> _REQUIRED TASK_
Return all lines from the listing below in which the string "that" occurs.

> _EXTRACTED ENTRIES_
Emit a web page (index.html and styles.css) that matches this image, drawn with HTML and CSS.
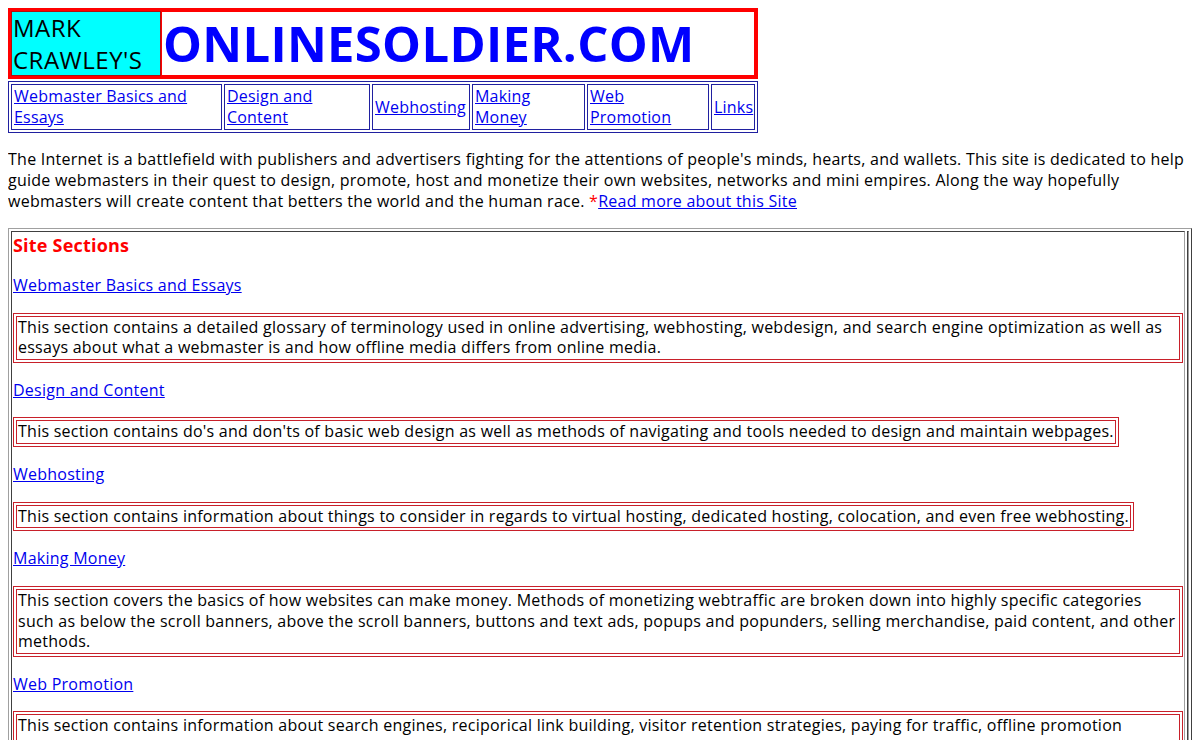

==

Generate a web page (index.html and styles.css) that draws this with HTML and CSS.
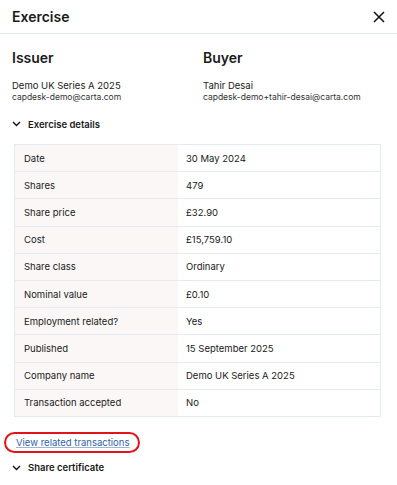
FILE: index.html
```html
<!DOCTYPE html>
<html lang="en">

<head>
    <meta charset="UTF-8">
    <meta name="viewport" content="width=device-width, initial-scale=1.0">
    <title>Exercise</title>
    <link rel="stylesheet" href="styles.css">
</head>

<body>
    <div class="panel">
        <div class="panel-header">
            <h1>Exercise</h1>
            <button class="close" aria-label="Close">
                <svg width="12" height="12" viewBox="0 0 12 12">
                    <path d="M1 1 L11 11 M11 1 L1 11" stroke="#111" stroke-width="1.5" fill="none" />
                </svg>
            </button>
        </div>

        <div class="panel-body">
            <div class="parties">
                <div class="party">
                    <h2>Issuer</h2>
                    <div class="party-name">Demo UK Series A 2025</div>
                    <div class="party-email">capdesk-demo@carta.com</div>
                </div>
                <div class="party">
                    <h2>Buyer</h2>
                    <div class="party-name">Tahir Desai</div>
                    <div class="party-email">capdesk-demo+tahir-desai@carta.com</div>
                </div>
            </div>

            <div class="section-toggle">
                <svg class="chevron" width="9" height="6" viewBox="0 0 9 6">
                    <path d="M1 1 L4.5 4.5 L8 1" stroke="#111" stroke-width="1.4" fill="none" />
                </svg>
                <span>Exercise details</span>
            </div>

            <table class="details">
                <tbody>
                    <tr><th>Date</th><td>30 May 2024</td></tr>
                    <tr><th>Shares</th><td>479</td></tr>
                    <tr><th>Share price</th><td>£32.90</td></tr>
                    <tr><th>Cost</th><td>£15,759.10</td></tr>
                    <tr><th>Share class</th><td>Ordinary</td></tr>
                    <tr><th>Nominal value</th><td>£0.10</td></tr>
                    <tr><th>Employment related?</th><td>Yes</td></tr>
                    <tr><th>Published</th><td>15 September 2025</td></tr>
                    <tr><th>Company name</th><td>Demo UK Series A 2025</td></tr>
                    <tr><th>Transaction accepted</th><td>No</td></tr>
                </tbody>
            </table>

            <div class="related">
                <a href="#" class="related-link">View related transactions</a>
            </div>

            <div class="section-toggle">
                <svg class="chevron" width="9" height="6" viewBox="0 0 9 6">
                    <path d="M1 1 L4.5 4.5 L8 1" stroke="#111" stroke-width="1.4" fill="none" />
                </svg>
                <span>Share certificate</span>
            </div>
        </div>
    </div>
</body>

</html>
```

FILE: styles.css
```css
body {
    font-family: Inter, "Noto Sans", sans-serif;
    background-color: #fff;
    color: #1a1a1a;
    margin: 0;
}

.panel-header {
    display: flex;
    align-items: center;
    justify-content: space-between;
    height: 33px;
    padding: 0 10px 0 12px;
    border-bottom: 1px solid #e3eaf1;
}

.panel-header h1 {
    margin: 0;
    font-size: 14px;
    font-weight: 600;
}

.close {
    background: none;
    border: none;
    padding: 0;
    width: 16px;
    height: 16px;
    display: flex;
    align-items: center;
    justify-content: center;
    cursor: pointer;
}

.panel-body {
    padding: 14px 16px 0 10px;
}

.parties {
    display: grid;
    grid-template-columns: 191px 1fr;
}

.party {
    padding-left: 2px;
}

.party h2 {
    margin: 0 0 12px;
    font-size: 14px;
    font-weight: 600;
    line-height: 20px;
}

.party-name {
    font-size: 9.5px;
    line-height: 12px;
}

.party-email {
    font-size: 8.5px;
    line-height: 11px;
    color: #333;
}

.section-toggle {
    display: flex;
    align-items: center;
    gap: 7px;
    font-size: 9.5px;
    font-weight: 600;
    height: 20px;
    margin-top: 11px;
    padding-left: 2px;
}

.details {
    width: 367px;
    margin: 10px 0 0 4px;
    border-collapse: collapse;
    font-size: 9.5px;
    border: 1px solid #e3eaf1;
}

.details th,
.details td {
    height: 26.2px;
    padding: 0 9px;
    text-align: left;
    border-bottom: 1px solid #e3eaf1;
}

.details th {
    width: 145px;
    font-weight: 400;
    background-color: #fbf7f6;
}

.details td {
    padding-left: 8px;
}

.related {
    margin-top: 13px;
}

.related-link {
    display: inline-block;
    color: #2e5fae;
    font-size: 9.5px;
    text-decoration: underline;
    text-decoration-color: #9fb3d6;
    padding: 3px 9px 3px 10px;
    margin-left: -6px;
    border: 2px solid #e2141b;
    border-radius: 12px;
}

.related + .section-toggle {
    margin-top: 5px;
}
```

> _FINISHED ANSWER_
Emit a web page (index.html and styles.css) that matches this image, drawn with HTML and CSS.
Generate a web page (index.html and styles.css) that draws this with HTML and CSS.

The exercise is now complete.